3 Kentucky Republicans win re-election to Congress

LOUISVILLE, Ky. (AP) — Three Kentucky Republicans easily won reelection to Congress on Tuesday, including the longest-serving member of the U.S. House.

Andy Barr, James Comer and Harold “Hal” Rogers, who was elected to a 22nd consecutive term, won their districts. Rogers was first elected to Congress in 1980.

Two more congressional Republicans, Brett Guthrie and Thomas Massie, were expected to cruise to re-election in the deep-red state.

The retirement of Kentucky’s only Democrat in Congress put the state’s most competitive House seat up for grabs, pitting Democratic state senator Morgan McGarvey against Republican businessman Stuart Ray.

John Yarmuth served eight terms in the Louisville-area 3rd District and endorsed McGarvey, the state Senate minority leader, in Tuesday’s general election.

Ray, a former state Fish and Wildlife commissioner, narrowly won the GOP primary to face McGarvey and sought to capitalize on a national political climate favoring Republicans.

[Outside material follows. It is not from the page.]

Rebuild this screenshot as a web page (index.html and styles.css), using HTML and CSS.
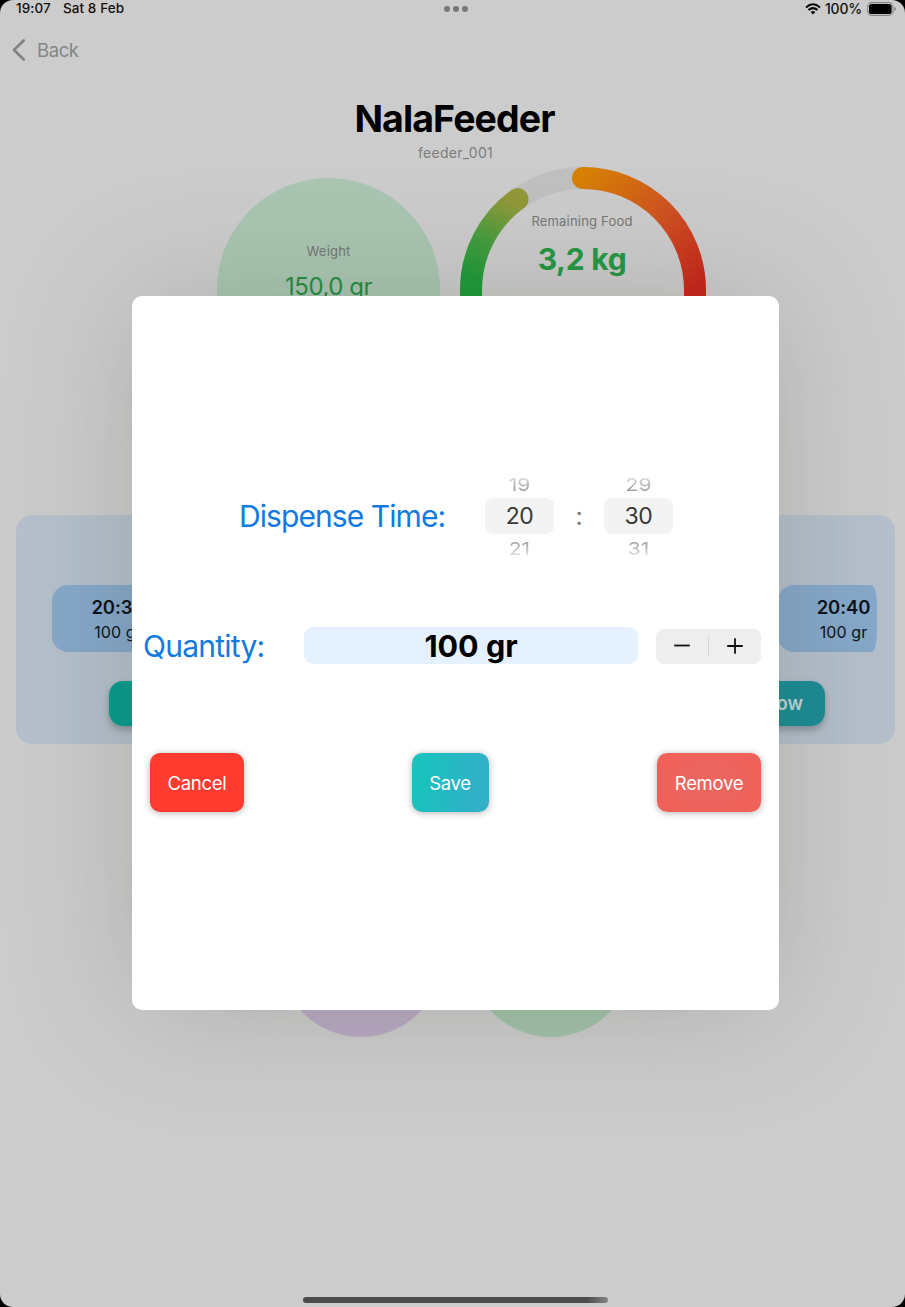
FILE: index.html
```html
<!DOCTYPE html>
<html lang="en">
<head>
<meta charset="utf-8">
<title>NalaFeeder</title>
<link rel="stylesheet" href="styles.css">
</head>
<body>
<div class="screen">
  <header class="status">
    <div class="status-left"><span class="clock">19:07</span><span class="date">Sat 8 Feb</span></div>
    <div class="dots"><i></i><i></i><i></i></div>
    <div class="status-right">
      <svg class="wifi" viewBox="0 0 16 12"><g fill="none" stroke="#050505" stroke-width="2"><path d="M1 4.4Q8-1.9 15 4.4"/><path d="M3.5 7.1Q8 3.1 12.5 7.1"/></g><path d="M5.6 9Q8 7 10.4 9L8 11.5Z" fill="#050505"/></svg>
      <span class="percent">100%</span>
      <svg class="battery" viewBox="0 0 29 14"><rect x=".6" y=".6" width="25.4" height="12.8" rx="4" fill="none" stroke="#858585" stroke-width="1.1"/><rect x="2" y="2" width="22.6" height="10" rx="2.6" fill="#000"/><path d="M27.3 4.8Q29 5.5 29 7T27.3 9.2Z" fill="#858585"/></svg>
    </div>
  </header>
  <nav class="back">
    <svg viewBox="0 0 14 22"><path d="M11.7 1.5 2 11l9.7 9.5" fill="none" stroke="#828282" stroke-width="2.6" stroke-linecap="round" stroke-linejoin="round"/></svg>
    <span>Back</span>
  </nav>
  <h1 class="title">NalaFeeder</h1>
  <p class="device">feeder_001</p>
  <section class="gauges">
    <div class="weight">
      <span class="gauge-label">Weight</span>
      <span class="weight-value">150,0 gr</span>
    </div>
    <div class="food">
      <svg class="ring" viewBox="0 0 246 246">
        <defs>
          <linearGradient id="hot" gradientUnits="userSpaceOnUse" x1="123" y1="11" x2="232" y2="125"><stop offset="0" stop-color="#d68004"/><stop offset=".5" stop-color="#d05422"/><stop offset="1" stop-color="#c9241b"/></linearGradient>
          <linearGradient id="cool" gradientUnits="userSpaceOnUse" x1="62" y1="40" x2="20" y2="115"><stop offset="0" stop-color="#93983a"/><stop offset=".55" stop-color="#469d3e"/><stop offset="1" stop-color="#1f9a3a"/></linearGradient>
        </defs>
        <circle cx="123" cy="123" r="112" fill="none" stroke="#bfc0bf" stroke-width="22"/>
        <path d="M123 11A112 112 0 0 1 235 123V150" fill="none" stroke="url(#hot)" stroke-width="22" stroke-linecap="round"/>
        <path d="M11 150V123A112 112 0 0 1 57.500 32.200" fill="none" stroke="url(#cool)" stroke-width="22" stroke-linecap="round"/>
      </svg>
      <div class="food-text"><span class="gauge-label">Remaining Food</span><span class="food-value">3,2 kg</span></div>
    </div>
  </section>
  <section class="schedule">
    <div class="slots">
      <div class="slot"><b>20:30</b><span>100 gr</span></div>
      <div class="slot last"><b>20:40</b><span>100 gr</span></div>
    </div>
    <div class="feed">Feed Now</div>
  </section>
  <section class="extras"><div class="disc purple"></div><div class="disc green"></div></section>
  <div class="home"></div>

  <div class="modal">
    <div class="time-row">
      <span class="label time-label">Dispense Time:</span>
      <div class="picker"><span class="prev">19</span><span class="chosen">20</span><span class="next">21</span></div>
      <span class="colon">:</span>
      <div class="picker"><span class="prev">29</span><span class="chosen">30</span><span class="next">31</span></div>
    </div>
    <div class="quantity-row">
      <span class="label quantity-label">Quantity:</span>
      <div class="amount">100 gr</div>
      <div class="stepper">
        <svg viewBox="0 0 18 18"><path d="M1.200 8.500H16.800" stroke="#111" stroke-width="1.8"/></svg>
        <i></i>
        <svg viewBox="0 0 18 18"><path d="M1.200 9H16.800M9 1.200V16.800" stroke="#111" stroke-width="1.8"/></svg>
      </div>
    </div>
    <div class="actions">
      <button class="btn cancel">Cancel</button>
      <button class="btn save">Save</button>
      <button class="btn remove">Remove</button>
    </div>
  </div>
</div>
</body>
</html>
```
FILE: styles.css
```css
* { box-sizing: border-box; }
body { margin: 0; background: #000; font-family: Inter, "Liberation Sans", sans-serif; }
.screen { position: relative; width: 905px; height: 1307px; overflow: hidden; display: flex; flex-direction: column; background: #ccc; border-radius: 13px; }
.status { height: 17px; flex: none; display: grid; grid-template-columns: 1fr auto 1fr; align-items: center; padding: 0 9px 0 16px; font-size: 13.5px; font-weight: 500; line-height: 17px; color: #111; }
.status-left { display: flex; gap: 12px; }
.clock { letter-spacing: .1px; }
.date { letter-spacing: .1px; }
.dots { display: flex; gap: 3px; margin-left: -1px; }
.dots i { width: 6px; height: 6px; border-radius: 50%; background: #777; }
.status-right { display: flex; justify-content: flex-end; align-items: center; }
.wifi { width: 16px; height: 12px; margin-right: 4px; }
.percent { width: 36px; margin-right: 6px; font-size: 14px; letter-spacing: -.2px; white-space: nowrap; }
.battery { width: 29px; height: 14px; }
.back { display: flex; align-items: center; gap: 11px; height: 28px; flex: none; margin: 19px 0 0 12px; font-size: 18.500px; line-height: 28px; letter-spacing: -.4px; color: #858585; }
.back svg { width: 14px; height: 22px; }
.title { margin: 32px 0 0; height: 44px; flex: none; text-align: center; font-size: 37.5px; line-height: 46px; letter-spacing: -.9px; font-weight: 700; color: #000; padding-left: 4px; }
.device { margin: 3px 0 0; height: 20px; flex: none; text-align: center; font-size: 14px; line-height: 20px; letter-spacing: .3px; color: #7c7c7c; padding-left: 6px; }
.gauges { display: flex; align-items: center; gap: 20px; height: 246px; flex: none; margin: 4px 0 0 217px; }
.weight { width: 223px; height: 223px; margin-top: -1px; border-radius: 50%; background: #aac6b2; display: flex; flex-direction: column; align-items: center; padding-top: 63px; }
.gauge-label { font-size: 13px; line-height: 20px; letter-spacing: .2px; color: #747774; white-space: nowrap; }
.weight-value { margin-top: 11px; font-size: 24px; line-height: 30px; letter-spacing: -.5px; color: #258d42; }
.food { display: grid; width: 246px; height: 246px; }
.ring, .food-text { grid-area: 1 / 1; }
.ring { width: 246px; height: 246px; }
.food-text { display: flex; flex-direction: column; align-items: center; padding: 44px 2px 0 0; }
.food-value { margin-top: 10px; font-size: 30px; line-height: 36px; letter-spacing: -.3px; font-weight: 700; color: #259844; }
.schedule { display: flex; flex-direction: column; flex: none; width: 879px; height: 229px; margin: 102px 0 0 16px; padding: 70px 18px 0 36px; border-radius: 16px; background: #b5c0cc; }
.slots { display: flex; justify-content: space-between; }
.slot { display: flex; flex-direction: column; align-items: center; width: 132px; height: 67px; padding: 9px 0 0; background: #87a8ca; border-radius: 16px; color: #0c1119; }
.slot.last { width: 99px; padding-left: 32px; border-radius: 16px 6px 6px 16px / 16px 20px 20px 16px; }
.slot b { font-size: 18.500px; line-height: 26px; font-weight: 600; letter-spacing: -.1px; }
.slot span { font-size: 16px; line-height: 24px; letter-spacing: .1px; }
.feed { width: 716px; height: 45px; margin: 29px 0 0 57px; padding: 0 22px; border-radius: 14px; background: linear-gradient(90deg, #079c8d, #1c8c96); box-shadow: 0 4px 7px rgba(0,0,0,.25); text-align: right; font-size: 18.500px; line-height: 45px; font-weight: 600; color: #c2d6d8; }
.extras { display: flex; gap: 26px; flex: none; margin: 129px 0 0 279px; }
.disc { width: 164px; height: 164px; border-radius: 50%; }
.purple { background: #baabc4; }
.green { background: #a4c2ab; }
.home { width: 305px; height: 6px; flex: none; margin: 260px 0 0 303px; border-radius: 3px; background: linear-gradient(90deg, #494b49, #494b49 93%, #858585); }
.modal { position: absolute; left: 132px; top: 296px; width: 647px; height: 714px; padding: 174px 18px 0 12px; border-radius: 10px; background: #fff; box-shadow: 0 0 130px rgba(45,60,38,.2); }
.label { font-size: 30px; line-height: 40px; color: #117ae0; white-space: nowrap; }
.time-row { display: flex; align-items: center; height: 92px; padding-left: 95px; }
.time-label { width: 246px; letter-spacing: -.92px; }
.quantity-label { width: 160px; letter-spacing: -.75px; margin-left: -1px; margin-right: 1px; }
.picker { width: 69px; height: 92px; display: flex; flex-direction: column; align-items: center; text-align: center; color: #383838; font-size: 23px; letter-spacing: -.4px; }
.picker .chosen { width: 69px; height: 36px; line-height: 37px; border-radius: 8px; background: #f3f3f3; }
.prev, .next { height: 28px; line-height: 29px; font-size: 21px; color: transparent; transform: scaleY(.85); background-clip: text; letter-spacing: 0; }
.prev { background-image: linear-gradient(#ddd 20%, #999 80%); }
.next { background-image: linear-gradient(#999 20%, #ddd 80%); }
.colon { width: 50px; text-align: center; font-size: 25px; line-height: 36px; color: #777; }
.quantity-row { display: flex; align-items: center; height: 37px; margin-top: 65px; }
.amount { width: 334px; height: 37px; border-radius: 9px; background: #e5f1ff; text-align: center; font-size: 30.5px; line-height: 38px; font-weight: 700; letter-spacing: 0; color: #000; }
.stepper { display: flex; align-items: center; justify-content: space-between; flex: none; width: 105px; height: 35px; margin: 1px 0 0 18px; padding: 0 17px; border-radius: 8px; background: #eee; }
.stepper svg { width: 18px; height: 18px; }
.stepper i { width: 1px; height: 20px; background: #d8d8d8; }
.actions { display: flex; justify-content: space-between; align-items: center; margin: 89px 0 0 6px; }
.btn { height: 59px; padding: 0; border: 0; border-radius: 10px; box-shadow: 0 1px 7px rgba(0,0,0,.3); font-family: inherit; font-size: 18.500px; letter-spacing: -.3px; color: #fff; }
.cancel { width: 94px; background: #ff3b30; }
.save { width: 77px; margin-left: -1px; background: linear-gradient(100deg, #18c3bd 10%, #31b0c8 85%); }
.remove { width: 104px; background: radial-gradient(closest-side, #ec655e 60%, #f0615a); }
```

The 3rd District has been a Democratic stronghold for more than a decade. President Joe Biden won Louisville, one of the state’s most diverse areas, with about 59% of the vote in the 2020 presidential race.

Ray has pledged to cut spending and bring more economic development to Kentucky’s largest city. He has repeatedly criticized Democrats’ efforts to curb inflation.

McGarvey, a lawyer, campaigned in support of universal government healthcare, legalizing marijuana and expanding renewable energy to combat climate change. He has been critical of Ray’s support of an abortion ban in Kentucky and said the Jan. 6, 2021, riot at the U.S. Capitol was a “terrorist insurrection.”

Ray said he opposes gun control laws, supports charter schools and thought the border wall begun by former President Donald Trump should be completed.

The 3rd District remained intact under the GOP’s redistricting plan and is far more diverse than other areas of Kentucky. It covers most of Kentucky’s Jefferson County, where white residents make up nearly two-thirds of the district’s population and Black residents account for about 20%, according to census figures.